The trial took less than a week and ended on February 13. Former President Trump was acquitted in a bipartisan vote that fell short of the two-thirds needed for conviction. In reflecting on the trial’s outcome, Raskin notes much investigative work remains to uncover the connection between the former president and the insurrection along with the roles right-wing extremist groups and rioters played in attempting to overturn the election results.
The most powerful part of Raskin's book is his love letter to Tommy, a “dazzling, precious, brilliant... moral visionary, a slam poet, an intellectual giant slayer, the king of Boggle, a natural-born comedian, a friend of all human beings but tyrants and bullies, a freedom fighter, a political essayist, a playwright, a jazz pianist and a handsome, radical visitor from a distant future where war, mass hunger and the eating of animals are considered barbaric, intolerable and absurd.”
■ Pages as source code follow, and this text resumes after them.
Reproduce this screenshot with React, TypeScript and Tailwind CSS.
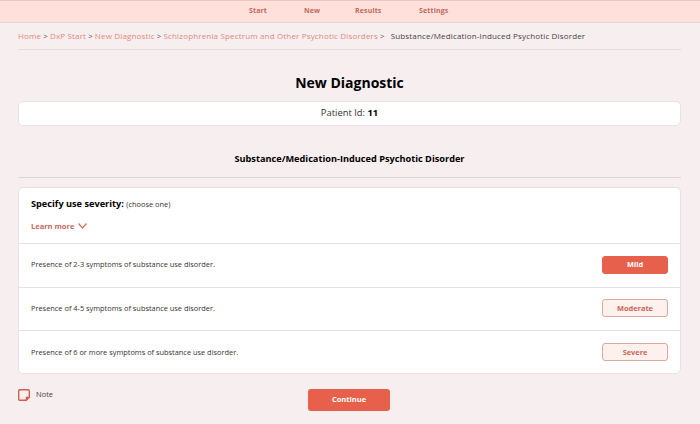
const severities = [
  { text: "Presence of 2-3 symptoms of substance use disorder.", label: "Mild", active: true },
  { text: "Presence of 4-5 symptoms of substance use disorder.", label: "Moderate", active: false },
  { text: "Presence of 6 or more symptoms of substance use disorder.", label: "Severe", active: false },
];

const crumbs = [
  "Home",
  "DxP Start",
  "New Diagnostic",
  "Schizophrenia Spectrum and Other Psychotic Disorders",
];

export default function App() {
  return (
    <main className="h-[424px] w-[700px] overflow-hidden bg-[#f7eeef] font-['Open_Sans',sans-serif] text-[#222]">
      <TopNav />

      <div className="pr-[19px] pl-[18px]">
        <Breadcrumb />

        <h1 className="mt-[22px] text-center text-sm leading-[22px] font-bold text-black">
          New Diagnostic
        </h1>

        <div className="mt-[7px] flex h-[25px] items-center justify-center rounded-[5px] border border-[#e8e2e2] bg-white text-[9.4px] text-[#333]">
          Patient Id:&nbsp;<b className="text-black">11</b>
        </div>

        <h2 className="mt-[26px] border-b border-[#ddd6d8] pb-3 text-center text-[9.2px] leading-[13px] font-bold text-black">
          Substance/Medication-Induced Psychotic Disorder
        </h2>

        <section className="mt-[9px] h-[187px] rounded-[5px] border border-[#e8e2e2] bg-white">
          <div className="h-[56px] border-b border-[#e6e1e1] px-3 pt-[9px]">
            <p className="text-[9.2px] leading-[14px] text-black">
              <b>Specify use severity:</b>{" "}
              <span className="text-[7.4px] text-[#333]">(choose one)</span>
            </p>
            <div className="mt-2 flex items-center gap-[4px] text-[7.5px] leading-[14px] font-bold text-[#c26a5e]">
              Learn more
              <svg width="9" height="6" viewBox="0 0 9 6" fill="none" stroke="#d4705f" strokeWidth="1.2">
                <path d="M0.5 0.5 L4.5 5 L8.5 0.5" />
              </svg>
            </div>
          </div>

          {severities.map((row) => (
            <SeverityRow key={row.label} {...row} />
          ))}
        </section>

        <div className="relative mt-[15px] h-[22px]">
          <div className="absolute top-0 left-0 flex items-center gap-[6px] text-[7.5px] text-[#444]">
            <NoteIcon />
            <span className="-mt-px">Note</span>
          </div>
          <button className="ml-[290px] block h-[22px] w-[82px] rounded-[3px] bg-[#e6604c] text-[7.5px] font-bold text-white">
            Continue
          </button>
        </div>
      </div>
    </main>
  );
}

function TopNav() {
  return (
    <nav className="flex h-[23px] items-center border-t border-b border-t-[#e6c8c2] border-b-[#ecd5d0] bg-[#ffe0da] pl-[249px] text-[7px] font-bold tracking-[0.02em] text-[#c4685a]">
      <span className="w-[55px]">Start</span>
      <span className="w-[51px]">New</span>
      <span className="w-[64px]">Results</span>
      <span>Settings</span>
    </nav>
  );
}

function Breadcrumb() {
  return (
    <div className="flex h-[27px] items-center border-b border-[#e2dcde] pb-[1px] text-[8px] tracking-[0.02em] whitespace-nowrap text-[#df8a7c]">
      {crumbs.map((crumb) => (
        <span key={crumb}>
          {crumb}
          <span className="mx-[2px] text-[#555]">&gt;</span>
        </span>
      ))}
      <span className="ml-[4px] text-[#444]">Substance/Medication-Induced Psychotic Disorder</span>
    </div>
  );
}

function SeverityRow({ text, label, active }: { text: string; label: string; active: boolean }) {
  return (
    <div className="flex h-[43.5px] items-center justify-between border-b border-[#e6e1e1] px-3 pb-px text-[7.4px] text-[#333] last:border-b-0">
      {text}
      <button
        className={`h-[18px] w-[66px] rounded-[3px] border text-[7.4px] font-bold ${
          active
            ? "border-[#e6604c] bg-[#e6604c] text-white"
            : "border-[#d9a9a2] bg-[#fdf0ed] text-[#c8675a]"
        }`}
      >
        {label}
      </button>
    </div>
  );
}

function NoteIcon() {
  return (
    <svg width="12" height="12" viewBox="0 0 12 12" fill="none" stroke="#d0604e" strokeWidth="1.4">
      <path d="M2 0.7 H10 Q11.3 0.7 11.3 2 V8 L8 11.3 H2 Q0.7 11.3 0.7 10 V2 Q0.7 0.7 2 0.7 Z" />
      <path d="M11 8.4 H8.4 V11 Z" fill="#d0604e" />
    </svg>
  );
}
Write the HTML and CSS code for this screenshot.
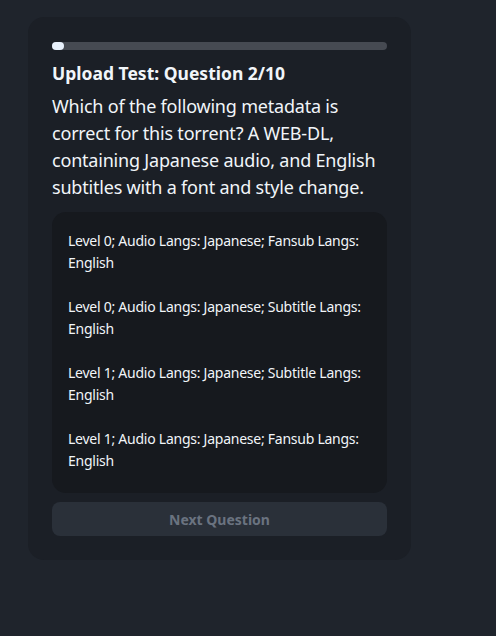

This memoir is sad, even heart-breaking, but it is beautifully written and has a redemptive quality about it. The first-hand account of the impeachment trial is historically important, intellectually and emotionally. Rarely does an author have the insider view, the station, and the talent to tell a story like this. Raskin leaves the reader with this hope: “If a person can grow through unthinkable trauma and loss, perhaps a nation may, too.”
About the author: Congressman Jamie Raskin represents Maryland’s 8th Congressional District in the U.S. House of Representatives. Before coming to Congress he served as a state senator and a professor of constitutional law at American University’s Washington College of Law for more than 25 years.